> Data segment
>> Start
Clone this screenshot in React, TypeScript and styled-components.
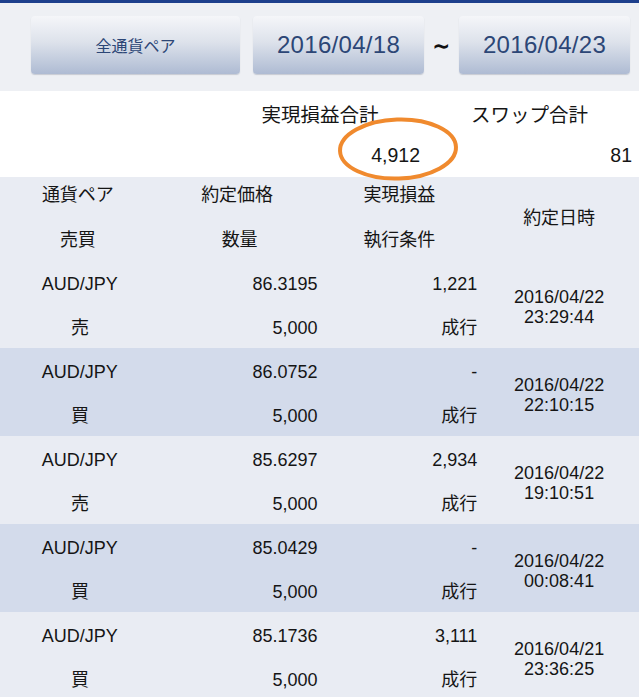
import React from "react";
import styled, { createGlobalStyle } from "styled-components";

const GlobalStyle = createGlobalStyle`
  html, body {
    margin: 0;
    padding: 0;
    background: #e9ecf3;
  }
  body {
    font-family: "Liberation Sans", "Noto Sans CJK JP", Arial, sans-serif;
    color: #151515;
  }
`;

const Page = styled.div`
  width: 639px;
  min-height: 697px;
  overflow: hidden;
  background: #e9ecf3;
`;

const TopBar = styled.div`
  height: 3px;
  background: #1d3f8c;
`;

const Toolbar = styled.div`
  height: 88px;
  box-sizing: border-box;
  padding: 13px 0 0 31px;
  background: #eef0f4;
  display: flex;
  align-items: flex-start;
`;

const Button = styled.div<{ $w: number; $fs: number }>`
  width: ${(p) => p.$w}px;
  height: 58px;
  box-sizing: border-box;
  border-radius: 4px;
  background: linear-gradient(to bottom, #f5f6f9 0%, #dde2eb 45%, #aebbd3 100%);
  box-shadow: 0 1px 1px rgba(80, 90, 110, 0.25);
  display: flex;
  align-items: center;
  justify-content: center;
  font-size: ${(p) => p.$fs}px;
  color: #2c4676;
  letter-spacing: ${(p) => (p.$fs > 20 ? "0.3px" : "0")};
`;

const Gap = styled.div<{ $w: number }>`
  width: ${(p) => p.$w}px;
  height: 58px;
  display: flex;
  align-items: center;
  justify-content: center;
`;

const Tilde = styled.span`
  font-family: "DejaVu Sans", sans-serif;
  font-size: 24px;
  font-weight: bold;
  color: #111;
  margin-top: 2px;
  margin-left: -1px;
  transform: scaleX(0.9);
`;

const Summary = styled.div`
  position: relative;
  height: 86px;
  box-sizing: border-box;
  padding-top: 1px;
  background: #ffffff;
  display: grid;
  grid-template-columns: 220px 200px 1fr;
  grid-template-rows: 42px 42px;
  font-size: 19.5px;
`;

const SumCell = styled.div<{ $align: "center" | "right"; $col: number; $pr?: number }>`
  grid-column: ${(p) => p.$col};
  display: flex;
  align-items: center;
  justify-content: ${(p) => (p.$align === "center" ? "center" : "flex-end")};
  padding-right: ${(p) => p.$pr ?? 0}px;
  color: #151515;
`;

const Circle = styled.svg`
  position: absolute;
  left: 336px;
  top: 25px;
  width: 124px;
  height: 66px;
  overflow: visible;
  pointer-events: none;
`;

const Table = styled.div`
  display: flex;
  flex-direction: column;
`;

const Row = styled.div<{ $shade?: boolean; $header?: boolean }>`
  height: ${(p) => (p.$header ? 83 : 88)}px;
  box-sizing: border-box;
  padding: ${(p) => (p.$header ? "0 0 2px" : "2px 0 0")};
  background: ${(p) => (p.$shade ? "#d3dbeb" : "#e9ecf3")};
  display: grid;
  grid-template-columns: repeat(4, 1fr);
  grid-template-rows: ${(p) => (p.$header ? "36px 45px" : "44px 42px")};
  font-size: 18px;
`;

const Cell = styled.div<{ $align: "center" | "right"; $col: number; $row: number }>`
  grid-column: ${(p) => p.$col};
  grid-row: ${(p) => p.$row};
  text-align: ${(p) => p.$align};
  padding-right: ${(p) => (p.$align === "right" ? 2 : 0)}px;
  line-height: 44px;
  align-self: start;
`;

const HeadCell = styled.div<{ $col: number; $row: number; $shift?: number }>`
  grid-column: ${(p) => p.$col};
  grid-row: ${(p) => p.$row};
  text-align: center;
  line-height: 36px;
  align-self: ${(p) => (p.$row === 2 ? "end" : "start")};
  margin-left: ${(p) => p.$shift ?? 0}px;
`;

const DateCell = styled.div<{ $offset?: number }>`
  grid-column: 4;
  grid-row: 1 / span 2;
  align-self: center;
  justify-self: center;
  text-align: center;
  line-height: 20px;
  margin-top: ${(p) => p.$offset ?? 0}px;
`;

type Trade = {
  pair: string;
  price: string;
  pl: string;
  side: string;
  qty: string;
  cond: string;
  date: string;
  time: string;
};

const trades: Trade[] = [
  { pair: "AUD/JPY", price: "86.3195", pl: "1,221", side: "売", qty: "5,000", cond: "成行", date: "2016/04/22", time: "23:29:44" },
  { pair: "AUD/JPY", price: "86.0752", pl: "-", side: "買", qty: "5,000", cond: "成行", date: "2016/04/22", time: "22:10:15" },
  { pair: "AUD/JPY", price: "85.6297", pl: "2,934", side: "売", qty: "5,000", cond: "成行", date: "2016/04/22", time: "19:10:51" },
  { pair: "AUD/JPY", price: "85.0429", pl: "-", side: "買", qty: "5,000", cond: "成行", date: "2016/04/22", time: "00:08:41" },
  { pair: "AUD/JPY", price: "85.1736", pl: "3,111", side: "買", qty: "5,000", cond: "成行", date: "2016/04/21", time: "23:36:25" },
];

export default function App() {
  return (
    <Page>
      <GlobalStyle />
      <TopBar />
      <Toolbar>
        <Button $w={209} $fs={16}>全通貨ペア</Button>
        <Gap $w={13} />
        <Button $w={171} $fs={24}>2016/04/18</Button>
        <Gap $w={35}>
          <Tilde>∼</Tilde>
        </Gap>
        <Button $w={171} $fs={24}>2016/04/23</Button>
      </Toolbar>
      <Summary>
        <SumCell $col={2} $align="center">実現損益合計</SumCell>
        <SumCell $col={3} $align="center">スワップ合計</SumCell>
        <SumCell $col={2} $align="right">4,912</SumCell>
        <SumCell $col={3} $align="right" $pr={7}>81</SumCell>
        <Circle viewBox="0 0 124 66">
          <ellipse cx="62" cy="33" rx="58" ry="29.5" fill="none" stroke="#f08a2e" strokeWidth="4" transform="rotate(-2 62 33)" />
        </Circle>
      </Summary>
      <Table>
        <Row $header>
          <HeadCell $col={1} $row={1} $shift={-4}>通貨ペア</HeadCell>
          <HeadCell $col={2} $row={1} $shift={-5}>約定価格</HeadCell>
          <HeadCell $col={3} $row={1}>実現損益</HeadCell>
          <HeadCell $col={1} $row={2} $shift={-4}>売買</HeadCell>
          <HeadCell $col={2} $row={2}>数量</HeadCell>
          <HeadCell $col={3} $row={2}>執行条件</HeadCell>
          <DateCell>約定日時</DateCell>
        </Row>
        {trades.map((t, i) => (
          <Row key={i} $shade={i % 2 === 1}>
            <Cell $col={1} $row={1} $align="center">{t.pair}</Cell>
            <Cell $col={2} $row={1} $align="right">{t.price}</Cell>
            <Cell $col={3} $row={1} $align="right">{t.pl}</Cell>
            <Cell $col={1} $row={2} $align="center">{t.side}</Cell>
            <Cell $col={2} $row={2} $align="right">{t.qty}</Cell>
            <Cell $col={3} $row={2} $align="right">{t.cond}</Cell>
            <DateCell $offset={4}>
              {t.date}
              <br />
              {t.time}
            </DateCell>
          </Row>
        ))}
      </Table>
    </Page>
  );
}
>> End
> What is asked
Quote every line word for word and keep the images out of the copy.

> The output
Clone this screenshot in React, TypeScript and styled-components.
import React from "react";
import styled, { createGlobalStyle } from "styled-components";

const GlobalStyle = createGlobalStyle`
  html, body {
    margin: 0;
    padding: 0;
    background: #e9ecf3;
  }
  body {
    font-family: "Liberation Sans", "Noto Sans CJK JP", Arial, sans-serif;
    color: #151515;
  }
`;

const Page = styled.div`
  width: 639px;
  min-height: 697px;
  overflow: hidden;
  background: #e9ecf3;
`;

const TopBar = styled.div`
  height: 3px;
  background: #1d3f8c;
`;

const Toolbar = styled.div`
  height: 88px;
  box-sizing: border-box;
  padding: 13px 0 0 31px;
  background: #eef0f4;
  display: flex;
  align-items: flex-start;
`;

const Button = styled.div<{ $w: number; $fs: number }>`
  width: ${(p) => p.$w}px;
  height: 58px;
  box-sizing: border-box;
  border-radius: 4px;
  background: linear-gradient(to bottom, #f5f6f9 0%, #dde2eb 45%, #aebbd3 100%);
  box-shadow: 0 1px 1px rgba(80, 90, 110, 0.25);
  display: flex;
  align-items: center;
  justify-content: center;
  font-size: ${(p) => p.$fs}px;
  color: #2c4676;
  letter-spacing: ${(p) => (p.$fs > 20 ? "0.3px" : "0")};
`;

const Gap = styled.div<{ $w: number }>`
  width: ${(p) => p.$w}px;
  height: 58px;
  display: flex;
  align-items: center;
  justify-content: center;
`;

const Tilde = styled.span`
  font-family: "DejaVu Sans", sans-serif;
  font-size: 24px;
  font-weight: bold;
  color: #111;
  margin-top: 2px;
  margin-left: -1px;
  transform: scaleX(0.9);
`;

const Summary = styled.div`
  position: relative;
  height: 86px;
  box-sizing: border-box;
  padding-top: 1px;
  background: #ffffff;
  display: grid;
  grid-template-columns: 220px 200px 1fr;
  grid-template-rows: 42px 42px;
  font-size: 19.5px;
`;

const SumCell = styled.div<{ $align: "center" | "right"; $col: number; $pr?: number }>`
  grid-column: ${(p) => p.$col};
  display: flex;
  align-items: center;
  justify-content: ${(p) => (p.$align === "center" ? "center" : "flex-end")};
  padding-right: ${(p) => p.$pr ?? 0}px;
  color: #151515;
`;

const Circle = styled.svg`
  position: absolute;
  left: 336px;
  top: 25px;
  width: 124px;
  height: 66px;
  overflow: visible;
  pointer-events: none;
`;

const Table = styled.div`
  display: flex;
  flex-direction: column;
`;

const Row = styled.div<{ $shade?: boolean; $header?: boolean }>`
  height: ${(p) => (p.$header ? 83 : 88)}px;
  box-sizing: border-box;
  padding: ${(p) => (p.$header ? "0 0 2px" : "2px 0 0")};
  background: ${(p) => (p.$shade ? "#d3dbeb" : "#e9ecf3")};
  display: grid;
  grid-template-columns: repeat(4, 1fr);
  grid-template-rows: ${(p) => (p.$header ? "36px 45px" : "44px 42px")};
  font-size: 18px;
`;

const Cell = styled.div<{ $align: "center" | "right"; $col: number; $row: number }>`
  grid-column: ${(p) => p.$col};
  grid-row: ${(p) => p.$row};
  text-align: ${(p) => p.$align};
  padding-right: ${(p) => (p.$align === "right" ? 2 : 0)}px;
  line-height: 44px;
  align-self: start;
`;

const HeadCell = styled.div<{ $col: number; $row: number; $shift?: number }>`
  grid-column: ${(p) => p.$col};
  grid-row: ${(p) => p.$row};
  text-align: center;
  line-height: 36px;
  align-self: ${(p) => (p.$row === 2 ? "end" : "start")};
  margin-left: ${(p) => p.$shift ?? 0}px;
`;

const DateCell = styled.div<{ $offset?: number }>`
  grid-column: 4;
  grid-row: 1 / span 2;
  align-self: center;
  justify-self: center;
  text-align: center;
  line-height: 20px;
  margin-top: ${(p) => p.$offset ?? 0}px;
`;

type Trade = {
  pair: string;
  price: string;
  pl: string;
  side: string;
  qty: string;
  cond: string;
  date: string;
  time: string;
};

const trades: Trade[] = [
  { pair: "AUD/JPY", price: "86.3195", pl: "1,221", side: "売", qty: "5,000", cond: "成行", date: "2016/04/22", time: "23:29:44" },
  { pair: "AUD/JPY", price: "86.0752", pl: "-", side: "買", qty: "5,000", cond: "成行", date: "2016/04/22", time: "22:10:15" },
  { pair: "AUD/JPY", price: "85.6297", pl: "2,934", side: "売", qty: "5,000", cond: "成行", date: "2016/04/22", time: "19:10:51" },
  { pair: "AUD/JPY", price: "85.0429", pl: "-", side: "買", qty: "5,000", cond: "成行", date: "2016/04/22", time: "00:08:41" },
  { pair: "AUD/JPY", price: "85.1736", pl: "3,111", side: "買", qty: "5,000", cond: "成行", date: "2016/04/21", time: "23:36:25" },
];

export default function App() {
  return (
    <Page>
      <GlobalStyle />
      <TopBar />
      <Toolbar>
        <Button $w={209} $fs={16}>全通貨ペア</Button>
        <Gap $w={13} />
        <Button $w={171} $fs={24}>2016/04/18</Button>
        <Gap $w={35}>
          <Tilde>∼</Tilde>
        </Gap>
        <Button $w={171} $fs={24}>2016/04/23</Button>
      </Toolbar>
      <Summary>
        <SumCell $col={2} $align="center">実現損益合計</SumCell>
        <SumCell $col={3} $align="center">スワップ合計</SumCell>
        <SumCell $col={2} $align="right">4,912</SumCell>
        <SumCell $col={3} $align="right" $pr={7}>81</SumCell>
        <Circle viewBox="0 0 124 66">
          <ellipse cx="62" cy="33" rx="58" ry="29.5" fill="none" stroke="#f08a2e" strokeWidth="4" transform="rotate(-2 62 33)" />
        </Circle>
      </Summary>
      <Table>
        <Row $header>
          <HeadCell $col={1} $row={1} $shift={-4}>通貨ペア</HeadCell>
          <HeadCell $col={2} $row={1} $shift={-5}>約定価格</HeadCell>
          <HeadCell $col={3} $row={1}>実現損益</HeadCell>
          <HeadCell $col={1} $row={2} $shift={-4}>売買</HeadCell>
          <HeadCell $col={2} $row={2}>数量</HeadCell>
          <HeadCell $col={3} $row={2}>執行条件</HeadCell>
          <DateCell>約定日時</DateCell>
        </Row>
        {trades.map((t, i) => (
          <Row key={i} $shade={i % 2 === 1}>
            <Cell $col={1} $row={1} $align="center">{t.pair}</Cell>
            <Cell $col={2} $row={1} $align="right">{t.price}</Cell>
            <Cell $col={3} $row={1} $align="right">{t.pl}</Cell>
            <Cell $col={1} $row={2} $align="center">{t.side}</Cell>
            <Cell $col={2} $row={2} $align="right">{t.qty}</Cell>
            <Cell $col={3} $row={2} $align="right">{t.cond}</Cell>
            <DateCell $offset={4}>
              {t.date}
              <br />
              {t.time}
            </DateCell>
          </Row>
        ))}
      </Table>
    </Page>
  );
}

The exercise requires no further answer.